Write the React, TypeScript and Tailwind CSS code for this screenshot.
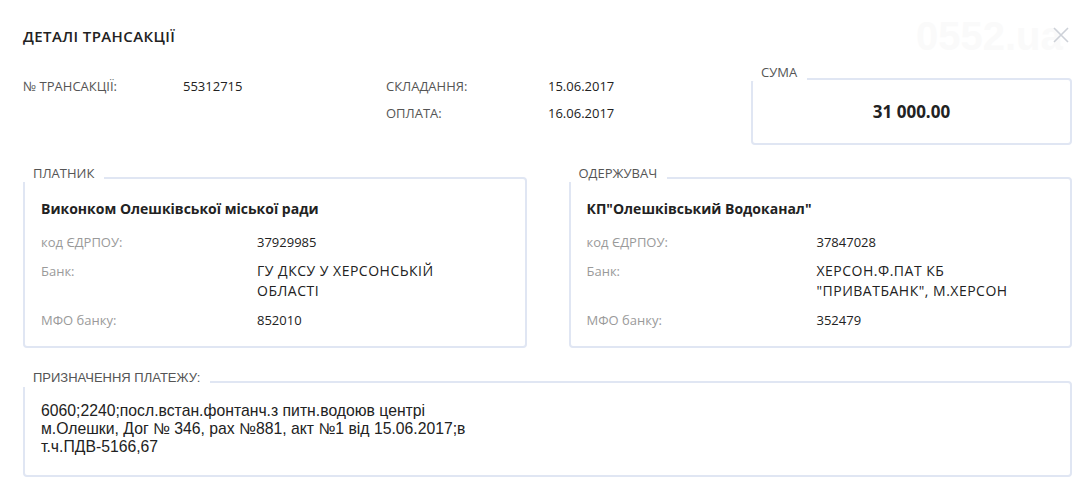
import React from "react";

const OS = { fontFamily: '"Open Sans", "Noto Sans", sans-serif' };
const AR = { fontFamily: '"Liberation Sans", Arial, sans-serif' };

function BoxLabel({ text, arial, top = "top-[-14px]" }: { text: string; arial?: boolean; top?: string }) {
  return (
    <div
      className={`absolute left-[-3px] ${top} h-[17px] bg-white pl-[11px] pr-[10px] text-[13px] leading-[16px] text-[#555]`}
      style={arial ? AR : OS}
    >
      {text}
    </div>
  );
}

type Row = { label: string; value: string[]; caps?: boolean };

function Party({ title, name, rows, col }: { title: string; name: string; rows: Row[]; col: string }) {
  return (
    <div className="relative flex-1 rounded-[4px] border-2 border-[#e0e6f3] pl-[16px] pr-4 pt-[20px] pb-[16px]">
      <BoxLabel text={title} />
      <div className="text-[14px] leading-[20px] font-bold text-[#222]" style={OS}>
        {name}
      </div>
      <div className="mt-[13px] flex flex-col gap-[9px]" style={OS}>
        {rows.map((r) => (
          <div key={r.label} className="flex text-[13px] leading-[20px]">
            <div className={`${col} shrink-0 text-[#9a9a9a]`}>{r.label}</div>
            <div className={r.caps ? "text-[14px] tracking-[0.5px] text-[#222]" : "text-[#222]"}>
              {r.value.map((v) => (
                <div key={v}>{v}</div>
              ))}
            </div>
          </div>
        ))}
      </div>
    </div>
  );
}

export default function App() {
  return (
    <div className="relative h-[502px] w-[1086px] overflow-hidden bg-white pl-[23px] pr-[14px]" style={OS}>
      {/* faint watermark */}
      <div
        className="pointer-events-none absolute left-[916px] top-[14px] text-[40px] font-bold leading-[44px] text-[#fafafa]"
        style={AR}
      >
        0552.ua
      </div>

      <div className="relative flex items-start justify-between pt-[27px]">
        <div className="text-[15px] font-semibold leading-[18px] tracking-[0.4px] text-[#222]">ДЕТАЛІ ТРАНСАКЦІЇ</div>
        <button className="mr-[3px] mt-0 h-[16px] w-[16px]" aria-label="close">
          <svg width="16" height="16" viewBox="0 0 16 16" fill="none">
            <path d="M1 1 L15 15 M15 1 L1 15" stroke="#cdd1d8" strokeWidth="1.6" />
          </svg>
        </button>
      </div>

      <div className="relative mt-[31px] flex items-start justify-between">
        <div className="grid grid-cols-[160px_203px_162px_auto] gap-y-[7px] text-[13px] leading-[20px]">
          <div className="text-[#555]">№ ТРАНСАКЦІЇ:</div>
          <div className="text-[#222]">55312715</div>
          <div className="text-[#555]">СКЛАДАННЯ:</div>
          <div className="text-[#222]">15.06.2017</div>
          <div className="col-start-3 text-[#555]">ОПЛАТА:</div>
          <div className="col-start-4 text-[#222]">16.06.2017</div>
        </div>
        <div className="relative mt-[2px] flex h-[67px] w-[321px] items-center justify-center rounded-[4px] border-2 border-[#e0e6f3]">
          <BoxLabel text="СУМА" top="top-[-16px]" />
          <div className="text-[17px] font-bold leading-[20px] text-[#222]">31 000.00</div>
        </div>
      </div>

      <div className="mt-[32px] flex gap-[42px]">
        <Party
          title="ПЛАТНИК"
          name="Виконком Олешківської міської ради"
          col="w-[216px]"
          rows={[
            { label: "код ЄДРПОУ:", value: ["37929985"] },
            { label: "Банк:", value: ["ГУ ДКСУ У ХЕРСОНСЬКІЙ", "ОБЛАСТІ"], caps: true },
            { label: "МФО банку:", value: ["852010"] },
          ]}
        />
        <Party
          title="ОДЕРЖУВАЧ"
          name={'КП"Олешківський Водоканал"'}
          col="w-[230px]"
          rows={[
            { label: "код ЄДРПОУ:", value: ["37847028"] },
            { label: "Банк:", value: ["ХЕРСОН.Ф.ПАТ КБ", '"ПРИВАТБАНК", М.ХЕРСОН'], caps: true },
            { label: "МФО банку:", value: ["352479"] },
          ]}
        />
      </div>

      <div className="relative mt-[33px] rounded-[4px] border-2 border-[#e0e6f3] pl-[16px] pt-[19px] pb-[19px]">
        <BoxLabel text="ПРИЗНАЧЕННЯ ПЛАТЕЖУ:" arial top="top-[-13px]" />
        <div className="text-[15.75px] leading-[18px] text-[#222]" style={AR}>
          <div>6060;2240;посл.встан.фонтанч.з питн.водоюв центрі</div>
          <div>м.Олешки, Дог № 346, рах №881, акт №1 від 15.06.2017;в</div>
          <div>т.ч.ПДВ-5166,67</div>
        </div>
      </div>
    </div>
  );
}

# GOAL:
Every line holding "React" should be copied out.

# SOLVED EXERCISE:
Write the React, TypeScript and Tailwind CSS code for this screenshot.
import React from "react";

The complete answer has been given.